Scan the material that follows. Copy every line containing the word "screenshot".
....................
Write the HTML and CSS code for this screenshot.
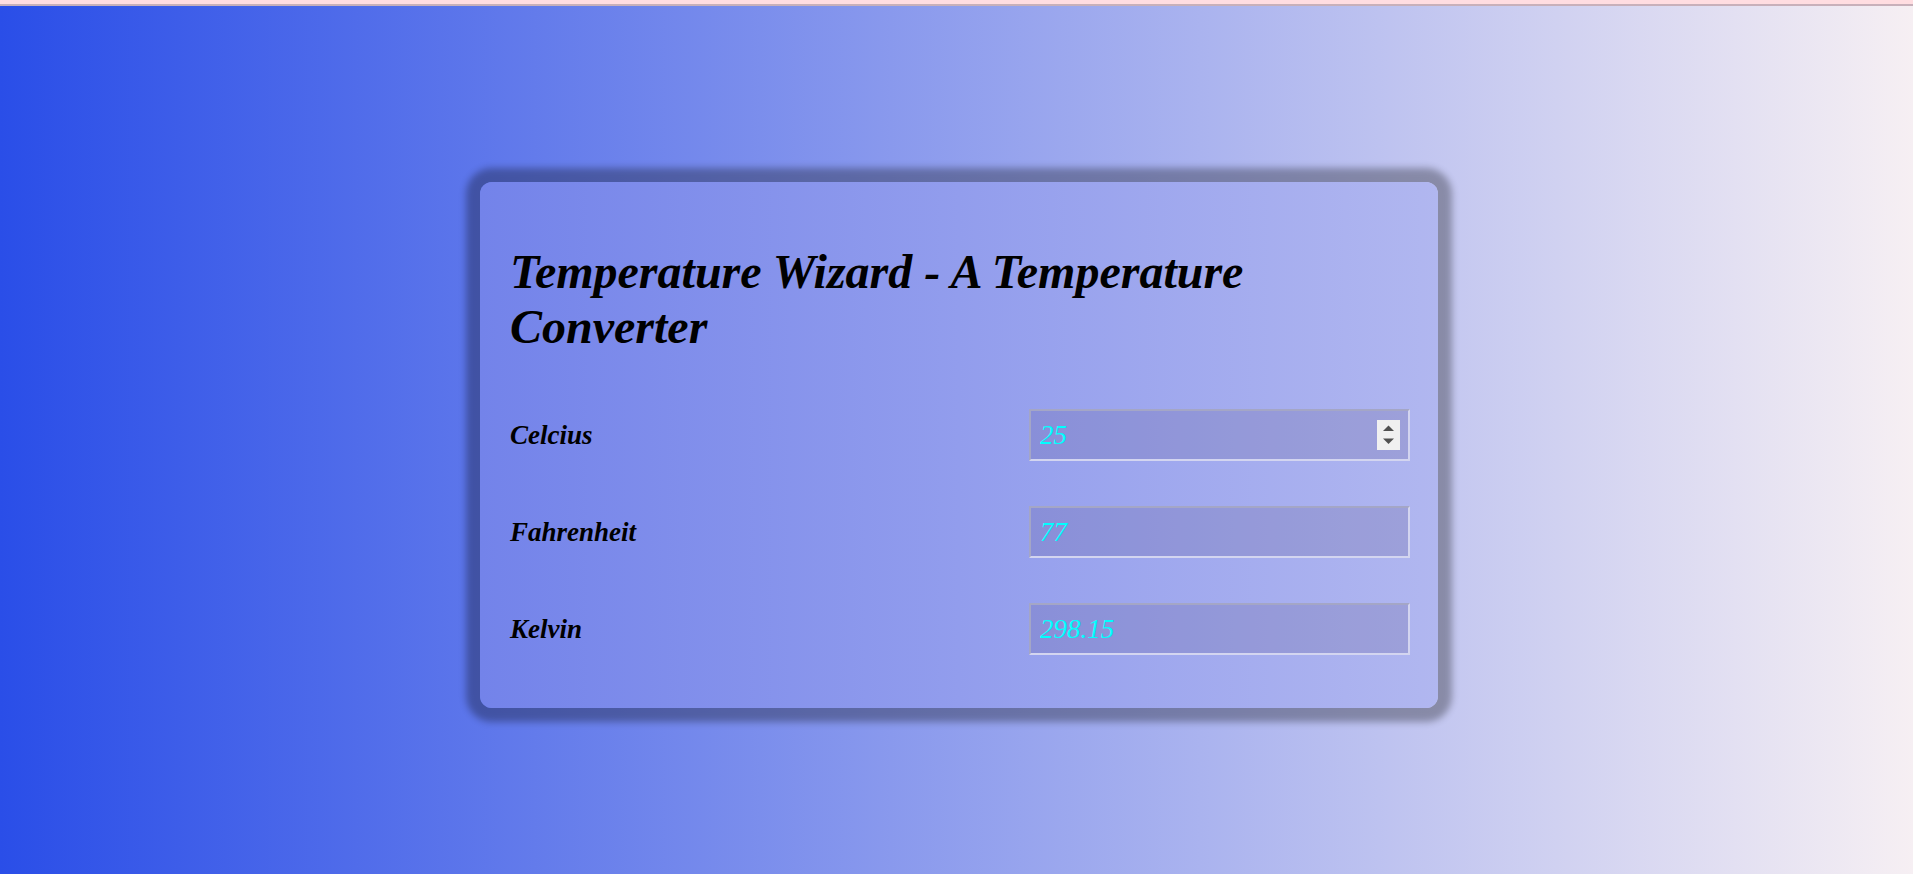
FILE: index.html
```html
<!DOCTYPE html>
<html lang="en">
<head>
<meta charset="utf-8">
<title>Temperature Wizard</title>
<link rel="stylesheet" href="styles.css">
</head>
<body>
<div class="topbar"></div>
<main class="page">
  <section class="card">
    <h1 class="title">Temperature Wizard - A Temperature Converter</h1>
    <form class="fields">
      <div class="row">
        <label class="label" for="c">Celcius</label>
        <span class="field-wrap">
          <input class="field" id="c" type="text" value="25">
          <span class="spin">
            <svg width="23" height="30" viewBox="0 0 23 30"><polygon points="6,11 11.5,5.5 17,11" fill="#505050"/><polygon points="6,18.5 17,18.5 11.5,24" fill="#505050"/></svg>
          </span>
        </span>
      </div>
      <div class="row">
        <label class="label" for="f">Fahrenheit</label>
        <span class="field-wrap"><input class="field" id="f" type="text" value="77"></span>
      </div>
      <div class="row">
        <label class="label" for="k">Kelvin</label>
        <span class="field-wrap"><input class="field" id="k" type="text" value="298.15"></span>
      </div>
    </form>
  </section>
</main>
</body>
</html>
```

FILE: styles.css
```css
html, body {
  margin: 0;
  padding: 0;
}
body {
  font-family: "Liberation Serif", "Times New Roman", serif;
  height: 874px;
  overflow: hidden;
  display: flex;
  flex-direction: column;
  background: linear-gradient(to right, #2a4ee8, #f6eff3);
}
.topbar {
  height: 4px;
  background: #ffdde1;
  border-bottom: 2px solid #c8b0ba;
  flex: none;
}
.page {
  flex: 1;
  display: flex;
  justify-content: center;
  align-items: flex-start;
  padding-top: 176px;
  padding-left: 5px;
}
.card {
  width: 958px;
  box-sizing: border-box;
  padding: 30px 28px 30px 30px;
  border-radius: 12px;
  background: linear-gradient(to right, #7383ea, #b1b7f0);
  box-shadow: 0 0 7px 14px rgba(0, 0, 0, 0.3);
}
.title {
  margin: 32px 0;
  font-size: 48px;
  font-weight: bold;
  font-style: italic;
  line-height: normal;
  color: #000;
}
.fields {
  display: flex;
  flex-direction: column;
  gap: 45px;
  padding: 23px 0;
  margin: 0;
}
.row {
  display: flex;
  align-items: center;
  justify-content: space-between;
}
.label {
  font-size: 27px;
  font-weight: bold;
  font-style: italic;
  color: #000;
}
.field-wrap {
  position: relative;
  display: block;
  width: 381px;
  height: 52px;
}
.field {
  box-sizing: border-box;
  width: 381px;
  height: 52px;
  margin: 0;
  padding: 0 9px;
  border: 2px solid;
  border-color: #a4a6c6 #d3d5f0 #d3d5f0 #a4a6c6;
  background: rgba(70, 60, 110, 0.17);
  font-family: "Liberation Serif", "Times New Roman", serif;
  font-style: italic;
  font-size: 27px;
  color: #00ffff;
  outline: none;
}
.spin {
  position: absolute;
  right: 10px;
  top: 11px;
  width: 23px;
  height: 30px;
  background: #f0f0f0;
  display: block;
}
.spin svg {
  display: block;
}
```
....................
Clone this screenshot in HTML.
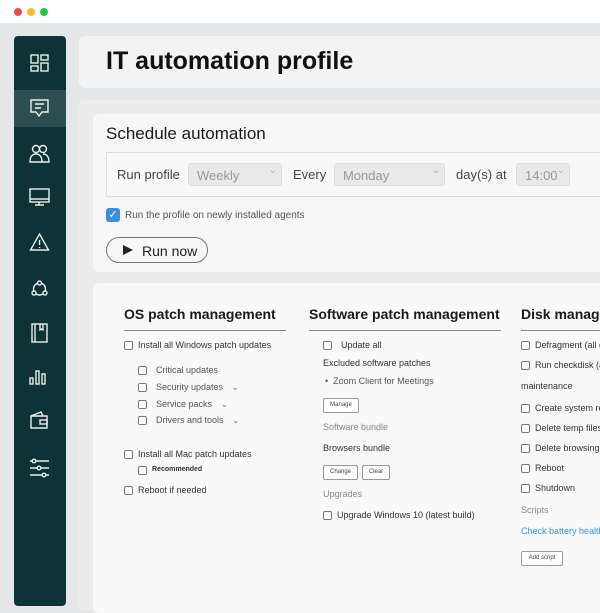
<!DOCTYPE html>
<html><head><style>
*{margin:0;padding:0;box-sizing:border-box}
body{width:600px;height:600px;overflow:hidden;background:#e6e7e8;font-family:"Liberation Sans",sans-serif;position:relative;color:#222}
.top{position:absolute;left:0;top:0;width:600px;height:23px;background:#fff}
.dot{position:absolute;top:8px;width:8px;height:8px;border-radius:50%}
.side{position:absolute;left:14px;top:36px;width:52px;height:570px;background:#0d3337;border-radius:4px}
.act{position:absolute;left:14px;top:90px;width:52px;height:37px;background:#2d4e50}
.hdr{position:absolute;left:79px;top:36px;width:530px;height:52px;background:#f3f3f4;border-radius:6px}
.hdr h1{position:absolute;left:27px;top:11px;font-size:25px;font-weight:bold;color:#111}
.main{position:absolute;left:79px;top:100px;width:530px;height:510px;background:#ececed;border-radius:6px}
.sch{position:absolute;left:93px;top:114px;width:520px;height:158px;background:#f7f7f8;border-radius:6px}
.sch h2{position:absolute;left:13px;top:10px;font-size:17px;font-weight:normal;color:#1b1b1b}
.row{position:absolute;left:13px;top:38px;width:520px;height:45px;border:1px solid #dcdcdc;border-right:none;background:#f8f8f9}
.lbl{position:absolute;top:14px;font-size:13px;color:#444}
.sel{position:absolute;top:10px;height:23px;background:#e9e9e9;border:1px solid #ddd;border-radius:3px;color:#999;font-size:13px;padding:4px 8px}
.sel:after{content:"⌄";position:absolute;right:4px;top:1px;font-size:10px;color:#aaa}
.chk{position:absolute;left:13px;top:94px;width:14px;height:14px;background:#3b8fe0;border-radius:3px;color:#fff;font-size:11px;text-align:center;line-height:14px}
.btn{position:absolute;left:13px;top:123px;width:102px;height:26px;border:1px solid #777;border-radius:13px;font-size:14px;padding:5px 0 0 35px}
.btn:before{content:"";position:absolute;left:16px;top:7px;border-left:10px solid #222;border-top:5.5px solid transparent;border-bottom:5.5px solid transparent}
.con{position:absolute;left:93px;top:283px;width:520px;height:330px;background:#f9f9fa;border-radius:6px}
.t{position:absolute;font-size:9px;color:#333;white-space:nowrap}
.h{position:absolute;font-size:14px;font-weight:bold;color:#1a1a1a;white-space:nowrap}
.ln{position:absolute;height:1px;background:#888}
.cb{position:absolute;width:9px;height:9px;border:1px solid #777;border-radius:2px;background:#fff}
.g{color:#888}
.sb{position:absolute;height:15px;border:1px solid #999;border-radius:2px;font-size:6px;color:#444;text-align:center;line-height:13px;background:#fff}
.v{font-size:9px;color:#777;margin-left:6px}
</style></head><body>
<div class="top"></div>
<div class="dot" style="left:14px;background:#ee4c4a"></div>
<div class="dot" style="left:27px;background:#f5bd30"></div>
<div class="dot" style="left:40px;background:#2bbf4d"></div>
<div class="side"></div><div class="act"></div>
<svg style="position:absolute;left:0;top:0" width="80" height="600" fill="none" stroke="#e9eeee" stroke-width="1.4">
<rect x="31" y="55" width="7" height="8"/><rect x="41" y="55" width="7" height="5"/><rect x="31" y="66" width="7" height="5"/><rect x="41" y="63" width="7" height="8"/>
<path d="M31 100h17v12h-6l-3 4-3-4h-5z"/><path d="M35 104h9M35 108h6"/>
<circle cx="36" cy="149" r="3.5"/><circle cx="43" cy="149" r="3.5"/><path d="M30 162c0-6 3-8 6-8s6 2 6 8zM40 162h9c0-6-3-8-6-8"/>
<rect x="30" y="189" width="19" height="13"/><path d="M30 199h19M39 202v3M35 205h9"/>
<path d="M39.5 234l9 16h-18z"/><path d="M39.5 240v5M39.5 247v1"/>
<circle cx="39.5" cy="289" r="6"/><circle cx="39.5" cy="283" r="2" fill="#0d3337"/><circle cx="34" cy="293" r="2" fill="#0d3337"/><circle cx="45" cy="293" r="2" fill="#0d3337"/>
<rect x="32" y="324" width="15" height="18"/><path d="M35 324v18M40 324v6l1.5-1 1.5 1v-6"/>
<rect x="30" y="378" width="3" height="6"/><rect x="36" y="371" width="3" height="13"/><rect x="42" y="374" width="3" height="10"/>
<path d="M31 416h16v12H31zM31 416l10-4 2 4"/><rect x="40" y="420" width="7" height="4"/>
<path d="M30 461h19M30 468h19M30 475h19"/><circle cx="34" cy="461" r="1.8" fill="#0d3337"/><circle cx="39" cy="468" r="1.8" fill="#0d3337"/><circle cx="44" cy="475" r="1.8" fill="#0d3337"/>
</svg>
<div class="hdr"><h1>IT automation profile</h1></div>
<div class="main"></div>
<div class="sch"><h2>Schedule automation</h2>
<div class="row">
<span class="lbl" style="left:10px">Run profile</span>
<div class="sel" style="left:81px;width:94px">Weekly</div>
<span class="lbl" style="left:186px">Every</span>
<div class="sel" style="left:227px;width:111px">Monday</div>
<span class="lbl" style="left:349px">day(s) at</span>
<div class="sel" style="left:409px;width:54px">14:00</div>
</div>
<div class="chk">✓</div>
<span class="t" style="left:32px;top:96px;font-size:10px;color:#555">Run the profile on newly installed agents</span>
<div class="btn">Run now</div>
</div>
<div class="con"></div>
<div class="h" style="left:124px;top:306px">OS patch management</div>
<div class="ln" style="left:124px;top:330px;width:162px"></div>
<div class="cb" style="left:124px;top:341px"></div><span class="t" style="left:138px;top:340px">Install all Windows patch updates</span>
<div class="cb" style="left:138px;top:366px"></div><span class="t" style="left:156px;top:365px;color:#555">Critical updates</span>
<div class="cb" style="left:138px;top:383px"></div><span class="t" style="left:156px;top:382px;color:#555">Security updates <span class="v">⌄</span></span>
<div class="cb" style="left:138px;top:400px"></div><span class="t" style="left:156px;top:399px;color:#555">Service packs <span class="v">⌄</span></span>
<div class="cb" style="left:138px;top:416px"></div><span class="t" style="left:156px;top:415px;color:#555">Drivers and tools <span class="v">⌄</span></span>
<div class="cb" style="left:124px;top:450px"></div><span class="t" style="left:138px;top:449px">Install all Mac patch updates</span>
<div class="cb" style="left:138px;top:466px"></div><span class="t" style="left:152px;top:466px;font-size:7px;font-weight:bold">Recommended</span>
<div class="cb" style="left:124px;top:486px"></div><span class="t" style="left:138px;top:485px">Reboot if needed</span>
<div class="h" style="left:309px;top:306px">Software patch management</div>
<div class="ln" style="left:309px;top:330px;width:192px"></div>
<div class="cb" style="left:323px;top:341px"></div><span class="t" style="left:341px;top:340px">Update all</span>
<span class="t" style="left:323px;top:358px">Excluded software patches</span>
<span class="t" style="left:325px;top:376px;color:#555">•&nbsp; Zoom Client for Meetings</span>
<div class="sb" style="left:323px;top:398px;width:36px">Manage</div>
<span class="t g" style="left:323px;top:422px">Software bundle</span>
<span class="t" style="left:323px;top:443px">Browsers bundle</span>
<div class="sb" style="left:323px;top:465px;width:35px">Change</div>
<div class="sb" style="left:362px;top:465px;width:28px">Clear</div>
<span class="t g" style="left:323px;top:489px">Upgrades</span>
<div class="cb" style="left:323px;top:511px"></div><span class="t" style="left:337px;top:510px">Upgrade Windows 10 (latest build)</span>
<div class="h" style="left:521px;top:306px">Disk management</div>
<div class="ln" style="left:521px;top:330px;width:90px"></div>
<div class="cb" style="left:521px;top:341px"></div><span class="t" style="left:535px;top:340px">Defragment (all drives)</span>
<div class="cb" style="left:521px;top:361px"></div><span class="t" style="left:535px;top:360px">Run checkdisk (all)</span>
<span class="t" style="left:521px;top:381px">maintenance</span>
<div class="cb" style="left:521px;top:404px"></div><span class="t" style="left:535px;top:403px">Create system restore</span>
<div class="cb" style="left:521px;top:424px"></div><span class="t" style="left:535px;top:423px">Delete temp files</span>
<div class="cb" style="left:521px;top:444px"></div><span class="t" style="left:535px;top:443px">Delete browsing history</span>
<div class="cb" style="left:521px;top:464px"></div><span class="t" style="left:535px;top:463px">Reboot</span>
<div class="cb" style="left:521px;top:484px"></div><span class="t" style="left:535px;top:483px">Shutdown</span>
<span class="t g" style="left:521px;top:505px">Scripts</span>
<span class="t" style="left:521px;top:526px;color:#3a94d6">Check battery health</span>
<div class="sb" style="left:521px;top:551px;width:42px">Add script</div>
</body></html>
....................
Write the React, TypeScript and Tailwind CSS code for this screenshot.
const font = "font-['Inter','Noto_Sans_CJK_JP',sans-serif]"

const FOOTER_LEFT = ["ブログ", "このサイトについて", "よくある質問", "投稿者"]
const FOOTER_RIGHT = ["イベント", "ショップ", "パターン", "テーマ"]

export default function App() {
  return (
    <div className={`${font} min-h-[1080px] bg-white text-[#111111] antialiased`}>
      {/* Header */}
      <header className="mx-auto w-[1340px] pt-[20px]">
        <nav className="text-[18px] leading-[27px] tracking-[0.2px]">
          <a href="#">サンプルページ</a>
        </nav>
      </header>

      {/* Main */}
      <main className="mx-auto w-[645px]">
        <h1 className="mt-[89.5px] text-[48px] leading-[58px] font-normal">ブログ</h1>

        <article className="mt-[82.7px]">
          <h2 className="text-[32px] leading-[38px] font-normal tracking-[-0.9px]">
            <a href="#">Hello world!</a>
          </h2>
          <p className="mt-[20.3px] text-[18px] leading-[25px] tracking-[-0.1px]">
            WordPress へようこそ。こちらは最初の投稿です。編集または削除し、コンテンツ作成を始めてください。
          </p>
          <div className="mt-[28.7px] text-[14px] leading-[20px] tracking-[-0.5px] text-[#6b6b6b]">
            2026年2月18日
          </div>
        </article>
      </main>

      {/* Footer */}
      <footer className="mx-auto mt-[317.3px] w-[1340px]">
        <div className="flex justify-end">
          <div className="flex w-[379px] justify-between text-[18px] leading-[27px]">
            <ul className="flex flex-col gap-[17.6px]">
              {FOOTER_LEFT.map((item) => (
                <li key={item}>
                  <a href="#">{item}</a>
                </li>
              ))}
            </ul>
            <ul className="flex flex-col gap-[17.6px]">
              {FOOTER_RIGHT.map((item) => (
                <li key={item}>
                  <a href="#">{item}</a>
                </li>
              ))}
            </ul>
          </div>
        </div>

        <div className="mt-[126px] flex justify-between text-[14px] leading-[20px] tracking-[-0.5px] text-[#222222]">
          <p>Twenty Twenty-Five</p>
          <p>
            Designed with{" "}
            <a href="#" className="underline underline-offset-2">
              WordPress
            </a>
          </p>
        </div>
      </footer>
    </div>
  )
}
....................
= Task response =
Write the HTML and CSS code for this screenshot.
Clone this screenshot in HTML.
Write the React, TypeScript and Tailwind CSS code for this screenshot.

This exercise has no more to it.